Note the pair allocation for aarch64 was filed PR 117477 so it would
be useful to check if it fixes that and include the bug # in the
commit if it does.

Thanks,
Andrew


>
> This still needs a lot of clean-up and testing, but I thought I might
> as well send what I have before leaving for the weekend.  Does it look
> reasonable in principle?
>
> Thanks,
> Richard
>
> diff --git a/gcc/config/aarch64/aarch64.cc b/gcc/config/aarch64/aarch64.cc
> index c1e40200806..3f9453a74fb 100644
> --- a/gcc/config/aarch64/aarch64.cc
> +++ b/gcc/config/aarch64/aarch64.cc
> @@ -15870,6 +15870,60 @@ aarch64_memory_move_cost (machine_mode mode, 
> reg_class_t rclass_i, bool in)
>           : base + aarch64_tune_params.memmov_cost.store_int);
>  }
>
> +/* CALLEE_SAVED_REGS is the set of callee-saved registers that the
> +   RA has already decided to use.  Return the total number of GPRs
> +   that need to be saved and restored, including the frame link registers.  
> */
> +static int
> +aarch64_count_gpr_saves (const HARD_REG_SET &callee_saved_regs)
> +{
> +  auto saved_gprs = callee_saved_regs & reg_class_contents[GENERAL_REGS];
> +  /* FIXME: popcount hack.  */
> +  auto nregs = popcount_hwi (saved_gprs.elts[0]);
> +
> +  if (aarch64_needs_frame_chain ())
> +    nregs += 2;
> +  else if (!crtl->is_leaf || df_regs_ever_live_p (LR_REGNUM))
> +    nregs += 1;
> +  return nregs;
> +}
> +
> +/* Implement TARGET_CALLEE_SAVE_COST.  */
> +static int
> +aarch64_callee_save_cost (spill_cost_type, unsigned int regno,
> +                         machine_mode, unsigned int nregs, int mem_cost,
> +                         const HARD_REG_SET &callee_saved_regs,
> +                         bool existing_spill_p)
> +{
> +  auto ngprs = aarch64_count_gpr_saves (callee_saved_regs);
> +
> +  /* FIXME: handle FP and Advanced SIMD registers.  */
> +
> +  /* If we've already committed to saving an odd number of GPRs, assume that
> +     saving one more will involve turning an STR into an STP.  */
> +  if (GP_REGNUM_P (regno) && nregs == 1 && (ngprs & 1))
> +    return 0;
> +
> +  /* If this would be the first register that we save, add the cost of
> +     allocating or deallocating the frame.  For GPR saves, the allocation
> +     and deallocation can be folded into the save and restore.  */
> +  if (!existing_spill_p
> +      && ngprs == 0
> +      && !GP_REGNUM_P (regno))
> +    mem_cost += 2;
> +
> +  return mem_cost;
> +}
> +
> +/* Implement TARGET_FRAME_ALLOCATION_COST.  */
> +static int
> +aarch64_frame_allocation_cost (frame_cost_type,
> +                              const HARD_REG_SET &callee_saved_regs)
> +{
> +  if (aarch64_count_gpr_saves (callee_saved_regs) == 0)
> +    return 2;
> +  return 0;
> +}
> +
>  /* Implement TARGET_INSN_COST.  We have the opportunity to do something
>     much more productive here, such as using insn attributes to cost things.

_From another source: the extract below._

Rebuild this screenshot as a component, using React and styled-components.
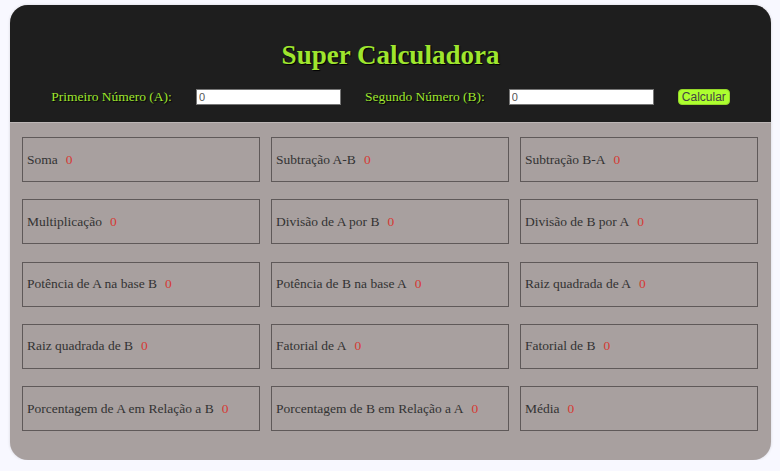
import React from "react";
import styled, { createGlobalStyle } from "styled-components";

const Global = createGlobalStyle`
  html, body { margin: 0; padding: 0; background: #f8f8ff; }
  body { font-family: "Liberation Serif", "Times New Roman", serif; }
`;

const Container = styled.div`
  width: 761px;
  margin: 5px 9px 0 10px;
  border-radius: 18px;
  overflow: hidden;
  background: #a8a09f;
  box-shadow: 0 0 3px rgba(0, 0, 0, 0.15);
`;

const Header = styled.header`
  background: #1e1e1e;
  border-bottom: 1px solid #bdb7b6;
  padding: 33px 0 17px;
  display: flex;
  flex-direction: column;
  align-items: center;
`;

const Title = styled.h1`
  margin: 0 0 17px;
  font-family: "Liberation Serif", "Times New Roman", serif;
  font-size: 27px;
  line-height: 34px;
  font-weight: bold;
  color: #9fe62e;
  text-shadow: 1px 1px 1px #000;
`;

const Form = styled.div`
  display: flex;
  align-items: center;
  gap: 24px;
  height: 16px;
`;

const Label = styled.label`
  font-size: 13.5px;
  color: #9fe62e;
  text-shadow: 1px 1px 1px #000;
  white-space: nowrap;
`;

const Input = styled.input`
  box-sizing: border-box;
  width: 145px;
  height: 16px;
  padding: 0 2px;
  border: 1px solid #767676;
  background: #fff;
  font-family: "Liberation Sans", Arial, sans-serif;
  font-size: 11px;
  color: #555;
  outline: none;
`;

const Button = styled.button`
  box-sizing: border-box;
  width: 52px;
  height: 16px;
  padding: 0;
  border: 1px solid #94d62a;
  border-radius: 4px;
  background: #adff2f;
  font-family: "Liberation Sans", Arial, sans-serif;
  font-size: 12px;
  color: #444;
  line-height: 14px;
`;

const Grid = styled.div`
  display: grid;
  grid-template-columns: repeat(3, 238px);
  grid-auto-rows: 45px;
  column-gap: 11px;
  row-gap: 17.25px;
  padding: 14px 15px 29px 12px;
`;

const Card = styled.div`
  box-sizing: border-box;
  border: 1px solid #5f5959;
  display: flex;
  align-items: center;
  padding: 0 0 0 4px;
  font-size: 13.5px;
  color: #333;
`;

const Value = styled.span`
  color: #d63a34;
  margin-left: 8px;
`;

const items = [
  "Soma",
  "Subtração A-B",
  "Subtração B-A",
  "Multiplicação",
  "Divisão de A por B",
  "Divisão de B por A",
  "Potência de A na base B",
  "Potência de B na base A",
  "Raiz quadrada de A",
  "Raiz quadrada de B",
  "Fatorial de A",
  "Fatorial de B",
  "Porcentagem de A em Relação a B",
  "Porcentagem de B em Relação a A",
  "Média",
];

export default function App() {
  return (
    <>
      <Global />
      <Container>
        <Header>
          <Title>Super Calculadora</Title>
          <Form>
            <Label htmlFor="a">Primeiro Número (A):</Label>
            <Input id="a" type="text" defaultValue="0" />
            <Label htmlFor="b">Segundo Número (B):</Label>
            <Input id="b" type="text" defaultValue="0" />
            <Button>Calcular</Button>
          </Form>
        </Header>
        <Grid>
          {items.map((t) => (
            <Card key={t}>
              {t}
              <Value>0</Value>
            </Card>
          ))}
        </Grid>
      </Container>
    </>
  );
}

>     But we don't, not yet.
> @@ -31572,6 +31626,12 @@ aarch64_libgcc_floating_mode_supported_p
>  #undef TARGET_MEMORY_MOVE_COST
>  #define TARGET_MEMORY_MOVE_COST aarch64_memory_move_cost
>
> +#undef TARGET_CALLEE_SAVE_COST
> +#define TARGET_CALLEE_SAVE_COST aarch64_callee_save_cost
> +
> +#undef TARGET_FRAME_ALLOCATION_COST
> +#define TARGET_FRAME_ALLOCATION_COST aarch64_frame_allocation_cost
> +
>  #undef TARGET_MIN_DIVISIONS_FOR_RECIP_MUL
>  #define TARGET_MIN_DIVISIONS_FOR_RECIP_MUL 
> aarch64_min_divisions_for_recip_mul
>
> diff --git a/gcc/doc/tm.texi b/gcc/doc/tm.texi
> index 0de24eda6f0..171bb8c0b77 100644
> --- a/gcc/doc/tm.texi
> +++ b/gcc/doc/tm.texi
> @@ -7003,6 +7003,74 @@ value to the result of that function.  The arguments 
> to that function
>  are the same as to this target hook.
>  @end deftypefn
>
> +@deftypefn {Target Hook} int TARGET_CALLEE_SAVE_COST (spill_cost_type 
> @var{cost_type}, unsigned int @var{hard_regno}, machine_mode @var{mode}, 
> unsigned int @var{nregs}, int @var{mem_cost}, const HARD_REG_SET 
> @var{&allocated_callee_regs}, bool @var{existing_spills_p})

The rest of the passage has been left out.